Die allermeisten Eingriffe in Rechte der Bürger beschließen aber weder Bundestag noch Bundesregierung, sondern die Landesregierungen per Verordnung. Daran ändert sich nichts. Als Kontrolle und Gewaltenteilung ist die Zuständigkeit von 16 Bundesländern sogar deutlich wirksamer als eine stärkere Beteiligung des Bundestags, in dem letztlich ja die Regierungsmehrheit das Sagen hat.
Da in der Demokratie aber alle wesentlichen Entscheidungen von Parlamenten getroffen werden müssen, sollten die Landtage gegenüber den Landesregierungen gestärkt werden. Der Stuttgarter Landtag hat zum Beispiel im Juli ein Coronabegleitgesetz beschlossen, wonach Coronaverordnungen in Baden-Württemberg spätestens nach zwei Monaten die Zustimmung des Landesparlaments brauchen.
Es gibt keine Impfpflicht.
Mit der jetzt anstehenden Änderung des Infektionsschutzgesetzes wird keine Impfpflicht eingeführt. Die Coronaimpfungen, die Mitte Dezember beginnen sollen, werden völlig freiwillig sein.
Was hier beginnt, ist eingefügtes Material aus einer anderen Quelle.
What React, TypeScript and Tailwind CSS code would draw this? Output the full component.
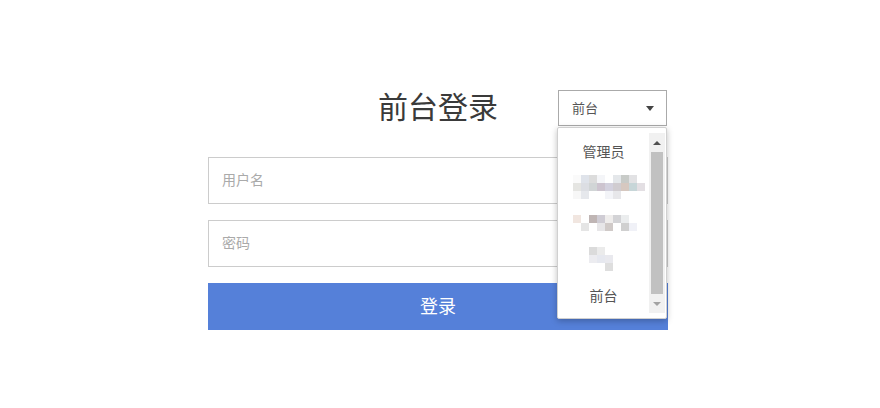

In den kommenden Monaten muss die Politik angesichts begrenzter Impfkapazitäten eher entscheiden, welche Gruppen als erste ein Recht auf Impfung haben und welche länger warten müssen.
Bisher geht die Politik davon aus, dass ein Impfgrad von 60 Prozent der Bevölkerung genügt, um die Pandemie zu stoppen. Dieser Anteil dürfte auch ohne Impfgegner gut machbar sein – soweit der Impfstoff wirksam und weitgehend nebenwirkungsfrei ist.